Sergio Ramírez: El ángel exterminador
Abril es siempre el mes más cruel en Nicaragua. Quedó a la vista hace dos años, cuando tantos muchachos indefensos fueron masacrados en las calles
Hace ya dos semanas entramos en encerramiento voluntario en nuestra casa de Managua, una aventura hacia adentro, vivida entre mi mujer y yo, alejados del mundo, como en los conventos. Tulita cocina, a veces yo lavo los platos. Ella pinta, yo escribo. Ahora está terminando un cuadro de peces coloridos que le había pedido mi hija María. Yo sigo con mi tercera parte de la trilogía del inspector Morales, y tengo todo el tiempo que antes tanta falta me hacía. Se lo digo por videollamada a mi hija Dorel, y hacemos cuentas de cuánto pierde la escritura con los viajes; a este paso tendré una nueva novela antes de fin de año.

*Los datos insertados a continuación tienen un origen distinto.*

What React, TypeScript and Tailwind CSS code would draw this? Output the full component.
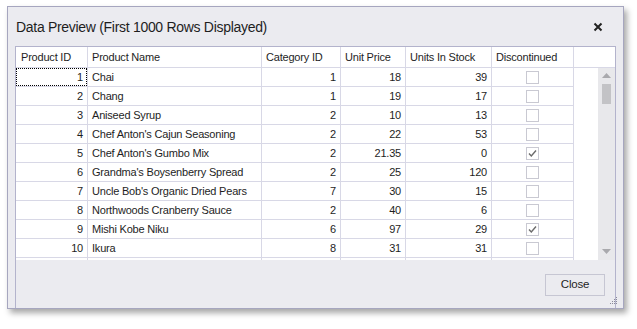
import React from "react";

type Row = { id: number; name: string; cat: number; price: string; stock: number; disc: boolean };

const rows: Row[] = [
  { id: 1, name: "Chai", cat: 1, price: "18", stock: 39, disc: false },
  { id: 2, name: "Chang", cat: 1, price: "19", stock: 17, disc: false },
  { id: 3, name: "Aniseed Syrup", cat: 2, price: "10", stock: 13, disc: false },
  { id: 4, name: "Chef Anton's Cajun Seasoning", cat: 2, price: "22", stock: 53, disc: false },
  { id: 5, name: "Chef Anton's Gumbo Mix", cat: 2, price: "21.35", stock: 0, disc: true },
  { id: 6, name: "Grandma's Boysenberry Spread", cat: 2, price: "25", stock: 120, disc: false },
  { id: 7, name: "Uncle Bob's Organic Dried Pears", cat: 7, price: "30", stock: 15, disc: false },
  { id: 8, name: "Northwoods Cranberry Sauce", cat: 2, price: "40", stock: 6, disc: false },
  { id: 9, name: "Mishi Kobe Niku", cat: 6, price: "97", stock: 29, disc: true },
  { id: 10, name: "Ikura", cat: 8, price: "31", stock: 31, disc: false },
];

function Check({ checked }: { checked: boolean }) {
  return (
    <div className="w-[13px] h-[13px] border border-[#c9c9d2] bg-white flex items-center justify-center">
      {checked && (
        <svg width="11" height="11" viewBox="0 0 11 11">
          <path d="M2 5.5 L4.3 8 L9 2.5" fill="none" stroke="#6b6b6b" strokeWidth="1.4" />
        </svg>
      )}
    </div>
  );
}

export default function App() {
  const cell = "h-full border-r border-[#d8d8e6] flex items-center shrink-0";
  return (
    <div
      className="w-[637px] h-[329px] bg-white pt-[6px] pl-[7px] text-[#1e1e1e]"
      style={{ fontFamily: "'Liberation Sans', Arial, sans-serif" }}
    >
      <div className="relative w-[617px] h-[303px] border border-[#a6a6bf] bg-[#ebebf0] flex flex-col shadow-[3px_4px_6px_rgba(0,0,0,0.35)]">
        {/* title bar */}
        <div className="h-[39px] shrink-0 flex items-center justify-between pl-[8px] pr-[20px]">
          <span className="text-[14px] tracking-[-0.3px] pt-[1px]">Data Preview (First 1000 Rows Displayed)</span>
          <svg width="10" height="10" viewBox="0 0 10 10" className="mt-[1px]">
            <path d="M1.5 1.5 L8.5 8.5 M8.5 1.5 L1.5 8.5" stroke="#222" strokeWidth="2" />
          </svg>
        </div>
        {/* inner panel */}
        <div className="flex-1 mx-[7px] border-x border-t border-[#b3b3cc] flex flex-col text-[11px] tracking-[-0.2px]">
          {/* grid */}
          <div className="h-[213px] bg-white flex flex-col overflow-hidden">
            {/* header */}
            <div className="h-[21px] shrink-0 flex border-b border-[#d8d8e6]">
              <div className={`${cell} w-[72px] pl-[5px]`}>Product ID</div>
              <div className={`${cell} w-[174px] pl-[4px]`}>Product Name</div>
              <div className={`${cell} w-[79px] pl-[4px]`}>Category ID</div>
              <div className={`${cell} w-[65px] pl-[4px]`}>Unit Price</div>
              <div className={`${cell} w-[86px] pl-[4px]`}>Units In Stock</div>
              <div className={`${cell} w-[82px] pl-[4px]`}>Discontinued</div>
              <div className="flex-1" />
            </div>
            <div className="flex-1 flex min-h-0">
              <div className="w-[558px] flex flex-col">
                {rows.map((r) => (
                  <div key={r.id} className="h-[19px] shrink-0 flex border-b border-[#d8d8e6]">
                    <div className={`${cell} w-[72px] justify-end pr-[4px] relative`}>
                      {r.id === 1 && (
                        <div className="absolute left-0 top-0 right-[0px] bottom-0 border border-dotted border-black" />
                      )}
                      {r.id}
                    </div>
                    <div className={`${cell} w-[174px] pl-[4px]`}>{r.name}</div>
                    <div className={`${cell} w-[79px] justify-end pr-[4px]`}>{r.cat}</div>
                    <div className={`${cell} w-[65px] justify-end pr-[4px]`}>{r.price}</div>
                    <div className={`${cell} w-[86px] justify-end pr-[4px]`}>{r.stock}</div>
                    <div className={`${cell} w-[82px] justify-center`}>
                      <Check checked={r.disc} />
                    </div>
                  </div>
                ))}
                <div className="h-[19px] shrink-0 flex">
                  <div className={`${cell} w-[72px]`} />
                  <div className={`${cell} w-[174px]`} />
                  <div className={`${cell} w-[79px]`} />
                  <div className={`${cell} w-[65px]`} />
                  <div className={`${cell} w-[86px]`} />
                  <div className={`${cell} w-[82px]`} />
                </div>
              </div>
              <div className="flex-1" />
              {/* scrollbar */}
              <div className="w-[17px] bg-[#e8e8eb] flex flex-col items-center">
                <svg width="9" height="5" viewBox="0 0 9 5" className="mt-[5px]">
                  <path d="M0 5 L4.5 0 L9 5 Z" fill="#a9a9ad" />
                </svg>
                <div className="mt-[6px] w-[9px] h-[20px] bg-[#c3c3c6]" />
                <div className="flex-1" />
                <svg width="9" height="5" viewBox="0 0 9 5" className="mb-[6px]">
                  <path d="M0 0 L9 0 L4.5 5 Z" fill="#a9a9ad" />
                </svg>
              </div>
            </div>
          </div>
          {/* footer */}
          <div className="flex-1 flex justify-end items-start pt-[14px] pr-[10px]">
            <button className="w-[60px] h-[22px] border border-[#c6c6d3] bg-[#ebebf0] text-[11.5px] text-[#1e1e1e] flex items-center justify-center">
              Close
            </button>
          </div>
        </div>
        {/* resize grip */}
        <svg width="8" height="8" viewBox="0 0 8 8" className="absolute right-[5px] bottom-[3px]">
          <rect x="6" y="0" width="1" height="1" fill="#8a8a9a" />
          <rect x="4" y="2" width="1" height="1" fill="#8a8a9a" />
          <rect x="6" y="2" width="1" height="1" fill="#8a8a9a" />
          <rect x="2" y="4" width="1" height="1" fill="#8a8a9a" />
          <rect x="4" y="4" width="1" height="1" fill="#8a8a9a" />
          <rect x="6" y="4" width="1" height="1" fill="#8a8a9a" />
          <rect x="0" y="6" width="1" height="1" fill="#8a8a9a" />
          <rect x="2" y="6" width="1" height="1" fill="#8a8a9a" />
          <rect x="4" y="6" width="1" height="1" fill="#8a8a9a" />
          <rect x="6" y="6" width="1" height="1" fill="#8a8a9a" />
        </svg>
      </div>
    </div>
  );
}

Los güises, tan bulliciosos, y que suelen estrellarse contra los cristales de las ventanas en su atolondramiento, entran volando por las puertas que dan al patio y se paran sobre la mesa del comedor, ahora silenciosa y desierta porque tardará antes de que volvamos a tener invitados. Estos güises imprudentes olvidan la inquina implacable de Carbón, el schnauzer miniatura que nos dejó en prenda nuestra nieta Mariana cuando se fue a Francia con sus padres hace dos años.
Mis hijas hacen la compra, dejan las bolsas en la puerta, nos saludan de lejos, nos dicen algunas palabras detrás de sus mascarillas acerca de desinfectar los empaques, y deshacernos de las bolsas. Cuando atardece, el canto de los pocoyos llega desde el platanar al otro lado de la cerca, aquí donde la ciudad empieza a subir hacia la sierra, ganando sus linderos rurales.
Podríamos escapar de aquí, fugarnos al cine a tanda de siete, al restaurante de los mediodías del domingo, ir por el pescado que llega los viernes desde Casares al puesto callejero distante un kilómetro, manejar hasta Masatepe. Porque no es que las puertas tengan cerrojo alguno. Simplemente no podemos salir, como en El ángel exterminador de Buñuel.
Abril es siempre el mes más cruel en Nicaragua. Quedó a la vista hace dos años, cuando tantos muchachos indefensos fueron masacrados en las calles. Los lechos de los arroyos se vuelven polvo cernido, el sol se torna rojo sangre con las quemas de los potreros que arden en la noche abriendo caminos de fuego en las laderas. Sequedad, calor, desolación. Ahora encierro, incertidumbre, miedo.
De afuera llegan noticias. El aparato oficial de propaganda manda a la gente a hacinarse en las playas, a asistir a las fiestas religiosas de semana santa, que la iglesia ha cancelado. Una gran cruzada de contaminación. El poder amenaza con castigar por sediciosos a quienes no mandan a sus hijos a la escuela, a los que llevan mascarillas en los autobuses; proclama que el coronavirus es una enfermedad de ricos frente a la que los pobres son inmunes. La lucha de clases en la oscuridad de la caverna.
Pero la gente, en desamparo, vuelve por sí misma. Coloca aguamaniles en las aceras de los mercados (lava tus manos antes de tocarte la cara), las farmacias de los barrios ofrecen jabones gratis (tome un jabón si necesita), pegada a un pilar de alumbrado hay una bolsa con mascarillas (tome una, recuerde que todos necesitamos), en la reja de un garaje cuelga amarrado un dispensador (¡Alcohol en gel gratis!).
Una gran conspiración benéfica contra el mal y contra la insensatez del poder que lo ampara.
Sergio Ramírez es escritor y premio Cervantes 2017.